Romans 8:1 says: “There is therefore now no condemnation for those who are in Christ Jesus.” Those who repent--tell God that they are sorry for their sins and trust Christ to forgive them--know what that passage is saying. Though we are sinners who deserve condemnation, Christ sets the repentant free to live as the human beings we were all meant to be!

Chances are that if you’re like other Christians (including me), you follow Jesus well sometimes. But sometimes, you lose your way. You sin and maybe you find, as I find, that the more I sin, the easier it becomes to sin again and the harder it can become to really worship God or to have peace with God, even with ourselves.

This is why repentance is so important. It clears away the blindness of our sin, helping us to see how deadly our sin is. It helps us to see the God we know through Jesus, the love He has for us, and the life He gives to those who turn their backs on sin and follow Him.
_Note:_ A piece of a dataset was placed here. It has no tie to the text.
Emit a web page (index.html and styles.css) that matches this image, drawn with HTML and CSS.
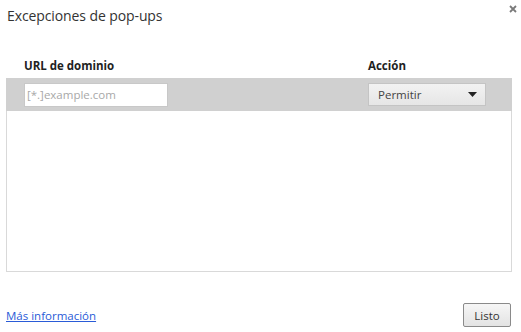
FILE: index.html
```html
<!DOCTYPE html>
<html lang="es">
<head>
<meta charset="utf-8">
<title>Excepciones de pop-ups</title>
<link rel="stylesheet" href="styles.css">
</head>
<body>
<div class="dialog">
  <div class="title">Excepciones de pop-ups</div>
  <button class="close" aria-label="Cerrar">
    <svg width="8" height="8" viewBox="0 0 8 8"><path d="M1 1L7 7M7 1L1 7" stroke="#7a7a7a" stroke-width="1.8"/></svg>
  </button>
  <div class="content">
    <div class="headers">
      <span class="h-url">URL de dominio</span>
      <span class="h-action">Acción</span>
    </div>
    <div class="table">
      <div class="row">
        <input class="url" type="text" placeholder="[*.]example.com">
        <div class="select">
          <span>Permitir</span>
          <svg width="9" height="5" viewBox="0 0 9 5"><path d="M0 0H9L4.5 5Z" fill="#222"/></svg>
        </div>
      </div>
    </div>
  </div>
  <div class="footer">
    <a class="more" href="#">Más información</a>
    <button class="done">Listo</button>
  </div>
</div>
</body>
</html>
```
FILE: styles.css
```css
html, body {
  margin: 0;
  padding: 0;
  background: #fff;
}
body {
  font-family: "Open Sans", "Noto Sans", sans-serif;
  color: #333;
}
.dialog {
  position: relative;
  width: 521px;
  height: 332px;
  display: flex;
  flex-direction: column;
  box-sizing: border-box;
}
.title {
  font-size: 14px;
  line-height: 20px;
  padding: 6px 0 0 7px;
  height: 34px;
  color: #333;
  letter-spacing: -0.1px;
}
.close {
  position: absolute;
  top: 4px;
  right: 2px;
  width: 12px;
  height: 10px;
  padding: 0;
  border: 0;
  background: none;
  display: flex;
  align-items: center;
  justify-content: center;
}
.content {
  padding: 0 9px 0 6px;
}
.headers {
  display: flex;
  height: 24px;
  align-items: flex-end;
  padding-bottom: 5px;
  box-sizing: border-box;
  font-size: 11.5px;
  font-weight: bold;
  color: #222;
  margin-top: 14px;
}
.h-url {
  width: 344px;
  padding-left: 18px;
}
.table {
  height: 194px;
  border: 1px solid #d9d9d9;
  border-top: 0;
  box-sizing: border-box;
}
.row {
  height: 33px;
  background: #d0d0d0;
  display: flex;
  align-items: center;
  margin: 0 -1px;
  padding-left: 18px;
}
.url {
  width: 144px;
  height: 24px;
  box-sizing: border-box;
  border: 1px solid #c8c8c8;
  background: #fff;
  font-family: inherit;
  font-size: 11.5px;
  padding: 0 2px;
  margin: 0;
  outline: none;
}
.url::placeholder {
  color: #a8a8a8;
}
.select {
  margin-left: 200px;
  width: 118px;
  height: 23px;
  box-sizing: border-box;
  border: 1px solid #c4c4c4;
  background: linear-gradient(#f2f2f2, #e6e6e6);
  display: flex;
  align-items: center;
  justify-content: space-between;
  padding: 0 8px 0 9px;
  font-size: 11.5px;
  color: #444;
}
.footer {
  margin-top: auto;
  display: flex;
  align-items: center;
  justify-content: space-between;
  padding: 0 10px 5px 6px;
  height: 24px;
}
.more {
  font-size: 11.5px;
  color: #2a5bd7;
  text-decoration: underline;
}
.done {
  width: 48px;
  height: 24px;
  border: 1px solid #8a8a8a;
  border-radius: 2px;
  background: linear-gradient(#f6f6f6, #e3e3e3);
  font-family: inherit;
  font-size: 11.5px;
  color: #333;
  padding: 0;
}
```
It was while repenting that David wrote in the psalms in the Old Testament, “Search me, O God, and know my heart; test me and know my thoughts. See if there is any wicked way in me, and lead me in the way everlasting.”

John the Baptist was a road-builder. But the road to life with God and the second chances of God is open even today to all. We travel the road of repentance when we turn from sin and trust in Christ alone for life. May this be the road we travel each day.

[This was prepared to be shared during the 10:15 worship service at Saint Matthew Lutheran Church in Logan, Ohio, today. Thanks to Jim for sharing it with the congregation as I fight the creeping crud!]